>> begin Data lines

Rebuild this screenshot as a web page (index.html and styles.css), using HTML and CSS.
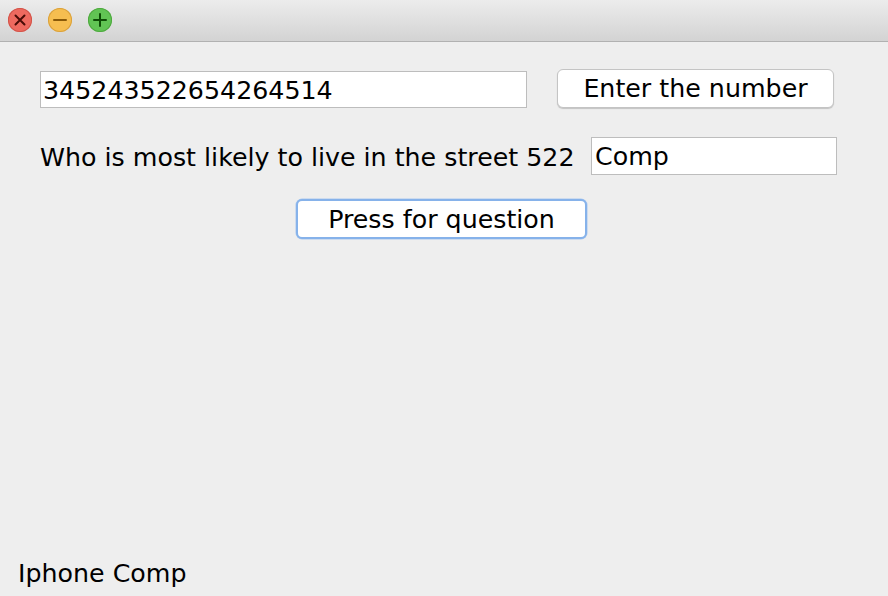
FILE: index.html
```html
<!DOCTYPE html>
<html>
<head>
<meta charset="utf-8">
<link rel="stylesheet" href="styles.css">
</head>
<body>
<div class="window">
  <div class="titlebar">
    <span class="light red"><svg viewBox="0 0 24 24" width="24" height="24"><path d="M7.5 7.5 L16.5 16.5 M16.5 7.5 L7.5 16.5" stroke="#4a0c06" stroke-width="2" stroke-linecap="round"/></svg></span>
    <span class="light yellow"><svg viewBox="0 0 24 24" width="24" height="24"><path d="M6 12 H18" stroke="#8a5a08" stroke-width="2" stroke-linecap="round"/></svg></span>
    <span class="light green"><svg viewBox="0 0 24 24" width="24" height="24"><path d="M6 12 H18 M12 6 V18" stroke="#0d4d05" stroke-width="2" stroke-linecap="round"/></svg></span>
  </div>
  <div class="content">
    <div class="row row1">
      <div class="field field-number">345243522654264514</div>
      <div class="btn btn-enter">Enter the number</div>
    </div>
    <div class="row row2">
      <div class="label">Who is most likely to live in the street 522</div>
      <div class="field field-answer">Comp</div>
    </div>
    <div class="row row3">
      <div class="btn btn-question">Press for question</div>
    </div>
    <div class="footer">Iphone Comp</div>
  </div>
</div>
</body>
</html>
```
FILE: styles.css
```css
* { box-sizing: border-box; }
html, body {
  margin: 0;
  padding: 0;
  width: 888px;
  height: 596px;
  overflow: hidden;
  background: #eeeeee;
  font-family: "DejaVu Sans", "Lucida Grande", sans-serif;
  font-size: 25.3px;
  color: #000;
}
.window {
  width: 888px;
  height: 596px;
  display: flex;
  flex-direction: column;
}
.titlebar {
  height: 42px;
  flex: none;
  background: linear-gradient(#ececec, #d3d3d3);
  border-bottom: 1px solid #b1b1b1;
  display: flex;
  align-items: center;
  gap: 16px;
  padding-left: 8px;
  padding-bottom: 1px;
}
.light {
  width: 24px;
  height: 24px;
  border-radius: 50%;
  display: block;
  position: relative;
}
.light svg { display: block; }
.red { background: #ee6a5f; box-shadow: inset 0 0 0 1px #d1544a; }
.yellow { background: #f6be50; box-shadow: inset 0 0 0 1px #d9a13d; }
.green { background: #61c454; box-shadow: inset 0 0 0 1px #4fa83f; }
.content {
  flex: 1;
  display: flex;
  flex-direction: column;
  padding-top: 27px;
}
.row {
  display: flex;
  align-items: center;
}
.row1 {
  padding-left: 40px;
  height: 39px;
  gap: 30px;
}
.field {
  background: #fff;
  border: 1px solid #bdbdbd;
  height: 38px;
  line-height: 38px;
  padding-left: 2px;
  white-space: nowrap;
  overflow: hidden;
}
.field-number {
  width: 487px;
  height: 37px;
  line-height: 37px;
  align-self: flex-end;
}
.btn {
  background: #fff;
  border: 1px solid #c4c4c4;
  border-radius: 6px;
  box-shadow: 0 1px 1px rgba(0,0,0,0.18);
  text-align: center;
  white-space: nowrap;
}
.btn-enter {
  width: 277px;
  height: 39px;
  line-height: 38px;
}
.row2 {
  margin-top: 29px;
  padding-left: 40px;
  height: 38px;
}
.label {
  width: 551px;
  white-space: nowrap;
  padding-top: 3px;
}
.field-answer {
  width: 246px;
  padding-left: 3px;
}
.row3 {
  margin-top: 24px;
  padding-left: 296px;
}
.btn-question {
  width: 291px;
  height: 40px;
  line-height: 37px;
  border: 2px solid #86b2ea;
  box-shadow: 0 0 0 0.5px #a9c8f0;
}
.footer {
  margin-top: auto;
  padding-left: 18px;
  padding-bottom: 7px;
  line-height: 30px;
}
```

>> end Data lines
>> begin Data lines

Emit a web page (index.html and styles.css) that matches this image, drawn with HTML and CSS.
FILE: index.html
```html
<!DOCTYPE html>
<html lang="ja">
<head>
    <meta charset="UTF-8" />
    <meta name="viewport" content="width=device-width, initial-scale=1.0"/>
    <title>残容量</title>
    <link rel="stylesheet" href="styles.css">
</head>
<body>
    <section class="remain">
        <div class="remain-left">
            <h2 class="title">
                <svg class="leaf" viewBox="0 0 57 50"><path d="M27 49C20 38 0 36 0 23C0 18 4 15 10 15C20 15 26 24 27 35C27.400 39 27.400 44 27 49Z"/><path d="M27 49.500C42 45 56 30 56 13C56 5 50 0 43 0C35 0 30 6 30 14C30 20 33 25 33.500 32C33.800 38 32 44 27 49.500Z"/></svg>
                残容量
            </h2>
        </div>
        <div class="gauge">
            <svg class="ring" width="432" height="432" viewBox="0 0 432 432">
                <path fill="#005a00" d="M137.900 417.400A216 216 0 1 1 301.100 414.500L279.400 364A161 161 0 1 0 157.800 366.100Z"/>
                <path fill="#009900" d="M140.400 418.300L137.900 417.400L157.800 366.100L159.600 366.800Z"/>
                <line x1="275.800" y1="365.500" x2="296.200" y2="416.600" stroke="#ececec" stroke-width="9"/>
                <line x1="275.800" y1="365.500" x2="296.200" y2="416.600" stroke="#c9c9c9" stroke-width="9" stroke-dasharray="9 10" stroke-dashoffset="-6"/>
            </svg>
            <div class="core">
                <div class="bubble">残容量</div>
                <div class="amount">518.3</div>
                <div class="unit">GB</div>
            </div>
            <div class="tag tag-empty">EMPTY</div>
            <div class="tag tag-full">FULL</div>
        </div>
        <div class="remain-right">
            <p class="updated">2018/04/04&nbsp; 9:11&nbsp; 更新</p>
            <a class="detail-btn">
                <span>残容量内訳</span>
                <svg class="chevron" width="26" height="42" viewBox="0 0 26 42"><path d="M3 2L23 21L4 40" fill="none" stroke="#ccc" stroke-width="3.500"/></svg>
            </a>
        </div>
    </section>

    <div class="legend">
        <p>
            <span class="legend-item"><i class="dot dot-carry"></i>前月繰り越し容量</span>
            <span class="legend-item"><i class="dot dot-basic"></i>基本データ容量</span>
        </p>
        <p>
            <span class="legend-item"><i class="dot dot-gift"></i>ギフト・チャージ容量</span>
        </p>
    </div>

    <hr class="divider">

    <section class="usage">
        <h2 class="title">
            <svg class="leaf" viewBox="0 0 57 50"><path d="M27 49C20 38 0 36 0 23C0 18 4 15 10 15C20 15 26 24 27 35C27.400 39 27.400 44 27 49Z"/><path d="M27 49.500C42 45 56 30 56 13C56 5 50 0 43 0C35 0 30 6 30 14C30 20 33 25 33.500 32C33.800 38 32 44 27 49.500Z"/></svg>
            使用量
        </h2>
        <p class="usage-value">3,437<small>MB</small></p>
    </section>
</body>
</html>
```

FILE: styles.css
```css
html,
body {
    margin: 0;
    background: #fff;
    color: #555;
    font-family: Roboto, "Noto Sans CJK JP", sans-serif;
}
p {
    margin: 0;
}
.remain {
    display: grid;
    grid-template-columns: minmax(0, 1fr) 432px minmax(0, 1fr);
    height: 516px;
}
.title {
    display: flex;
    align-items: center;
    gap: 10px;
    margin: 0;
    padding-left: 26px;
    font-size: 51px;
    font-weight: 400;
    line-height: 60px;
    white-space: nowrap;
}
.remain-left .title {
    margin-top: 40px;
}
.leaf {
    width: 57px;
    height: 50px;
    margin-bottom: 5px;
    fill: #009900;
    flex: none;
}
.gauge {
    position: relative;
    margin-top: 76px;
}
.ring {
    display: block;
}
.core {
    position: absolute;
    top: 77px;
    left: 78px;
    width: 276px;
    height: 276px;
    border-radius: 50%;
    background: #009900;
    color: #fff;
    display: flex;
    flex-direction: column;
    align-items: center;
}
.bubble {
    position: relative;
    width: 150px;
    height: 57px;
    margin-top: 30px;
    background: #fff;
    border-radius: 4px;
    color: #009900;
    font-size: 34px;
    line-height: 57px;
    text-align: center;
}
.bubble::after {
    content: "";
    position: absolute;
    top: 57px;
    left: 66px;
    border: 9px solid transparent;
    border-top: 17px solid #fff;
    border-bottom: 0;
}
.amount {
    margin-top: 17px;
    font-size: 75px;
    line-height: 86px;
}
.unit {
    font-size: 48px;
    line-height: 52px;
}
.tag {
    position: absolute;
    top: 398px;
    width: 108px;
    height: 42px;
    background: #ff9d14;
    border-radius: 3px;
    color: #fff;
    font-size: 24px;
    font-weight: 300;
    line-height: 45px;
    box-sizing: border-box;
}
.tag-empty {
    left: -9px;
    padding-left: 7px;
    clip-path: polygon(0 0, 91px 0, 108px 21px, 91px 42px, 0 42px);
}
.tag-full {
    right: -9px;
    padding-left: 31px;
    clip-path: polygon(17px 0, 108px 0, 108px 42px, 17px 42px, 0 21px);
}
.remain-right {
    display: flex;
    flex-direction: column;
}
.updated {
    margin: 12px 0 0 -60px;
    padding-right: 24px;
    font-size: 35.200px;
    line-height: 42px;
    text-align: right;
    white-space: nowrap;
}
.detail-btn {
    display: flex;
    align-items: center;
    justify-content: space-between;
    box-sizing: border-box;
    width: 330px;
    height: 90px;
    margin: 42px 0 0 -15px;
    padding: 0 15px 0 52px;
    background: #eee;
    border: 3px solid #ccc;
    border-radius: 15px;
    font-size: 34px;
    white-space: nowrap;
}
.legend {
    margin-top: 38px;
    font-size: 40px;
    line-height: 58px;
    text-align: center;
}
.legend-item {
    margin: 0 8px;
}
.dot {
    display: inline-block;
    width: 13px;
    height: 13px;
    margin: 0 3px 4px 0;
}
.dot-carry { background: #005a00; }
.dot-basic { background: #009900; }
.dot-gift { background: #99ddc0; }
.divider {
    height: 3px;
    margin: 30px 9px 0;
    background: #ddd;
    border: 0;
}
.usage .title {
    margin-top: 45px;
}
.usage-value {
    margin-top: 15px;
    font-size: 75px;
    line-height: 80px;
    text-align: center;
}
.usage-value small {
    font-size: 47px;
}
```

>> end Data lines
>> begin Data lines

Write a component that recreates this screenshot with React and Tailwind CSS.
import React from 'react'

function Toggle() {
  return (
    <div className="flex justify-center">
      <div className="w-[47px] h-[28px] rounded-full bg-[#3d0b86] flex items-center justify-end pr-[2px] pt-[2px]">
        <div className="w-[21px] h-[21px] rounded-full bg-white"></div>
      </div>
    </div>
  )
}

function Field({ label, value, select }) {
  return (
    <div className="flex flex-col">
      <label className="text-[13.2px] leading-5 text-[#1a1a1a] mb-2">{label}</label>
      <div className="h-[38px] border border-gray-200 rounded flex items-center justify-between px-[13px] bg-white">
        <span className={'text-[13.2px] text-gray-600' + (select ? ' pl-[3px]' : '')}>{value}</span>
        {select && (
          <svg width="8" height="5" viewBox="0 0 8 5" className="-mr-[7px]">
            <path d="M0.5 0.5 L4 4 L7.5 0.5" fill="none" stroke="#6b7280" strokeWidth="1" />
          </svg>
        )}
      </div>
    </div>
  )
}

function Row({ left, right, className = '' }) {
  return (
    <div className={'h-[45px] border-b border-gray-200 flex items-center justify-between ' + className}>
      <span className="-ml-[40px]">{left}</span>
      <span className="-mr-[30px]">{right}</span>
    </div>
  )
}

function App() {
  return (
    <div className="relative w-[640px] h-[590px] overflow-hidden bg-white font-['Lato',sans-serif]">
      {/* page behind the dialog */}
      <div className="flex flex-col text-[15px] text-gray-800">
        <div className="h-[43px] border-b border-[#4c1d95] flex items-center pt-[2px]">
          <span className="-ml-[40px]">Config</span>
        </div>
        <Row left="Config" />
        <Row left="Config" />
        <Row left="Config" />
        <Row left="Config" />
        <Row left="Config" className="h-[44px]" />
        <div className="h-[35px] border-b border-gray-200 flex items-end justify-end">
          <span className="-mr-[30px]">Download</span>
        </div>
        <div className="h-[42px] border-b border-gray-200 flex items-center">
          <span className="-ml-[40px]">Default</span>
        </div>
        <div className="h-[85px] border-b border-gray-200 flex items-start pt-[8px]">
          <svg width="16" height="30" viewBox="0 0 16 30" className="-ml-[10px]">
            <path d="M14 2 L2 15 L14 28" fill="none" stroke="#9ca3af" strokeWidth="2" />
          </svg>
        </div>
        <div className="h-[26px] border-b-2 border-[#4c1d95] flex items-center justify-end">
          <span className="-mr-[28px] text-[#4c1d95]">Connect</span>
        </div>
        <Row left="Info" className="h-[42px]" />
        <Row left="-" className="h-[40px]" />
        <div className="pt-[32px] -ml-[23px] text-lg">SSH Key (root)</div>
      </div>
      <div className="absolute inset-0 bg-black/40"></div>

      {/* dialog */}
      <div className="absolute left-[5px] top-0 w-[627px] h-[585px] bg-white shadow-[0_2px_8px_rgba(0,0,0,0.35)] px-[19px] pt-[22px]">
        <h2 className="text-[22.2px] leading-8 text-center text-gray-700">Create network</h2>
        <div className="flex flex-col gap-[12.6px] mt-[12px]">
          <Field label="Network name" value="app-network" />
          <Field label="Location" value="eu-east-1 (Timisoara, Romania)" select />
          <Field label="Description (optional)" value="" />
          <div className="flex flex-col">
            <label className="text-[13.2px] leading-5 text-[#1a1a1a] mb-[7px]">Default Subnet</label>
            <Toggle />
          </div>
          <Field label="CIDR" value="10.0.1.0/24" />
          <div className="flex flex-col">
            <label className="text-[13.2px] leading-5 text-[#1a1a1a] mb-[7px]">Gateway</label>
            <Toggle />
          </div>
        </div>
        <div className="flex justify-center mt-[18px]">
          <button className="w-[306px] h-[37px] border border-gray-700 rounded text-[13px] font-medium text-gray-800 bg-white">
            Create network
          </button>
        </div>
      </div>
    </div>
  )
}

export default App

>> end Data lines

Reproduce, without alteration, solely the lines beginning at the line that includes "Write a component" and ending at the line that includes "import React from 'react'", both lines included.

Write a component that recreates this screenshot with React and Tailwind CSS.
import React from 'react'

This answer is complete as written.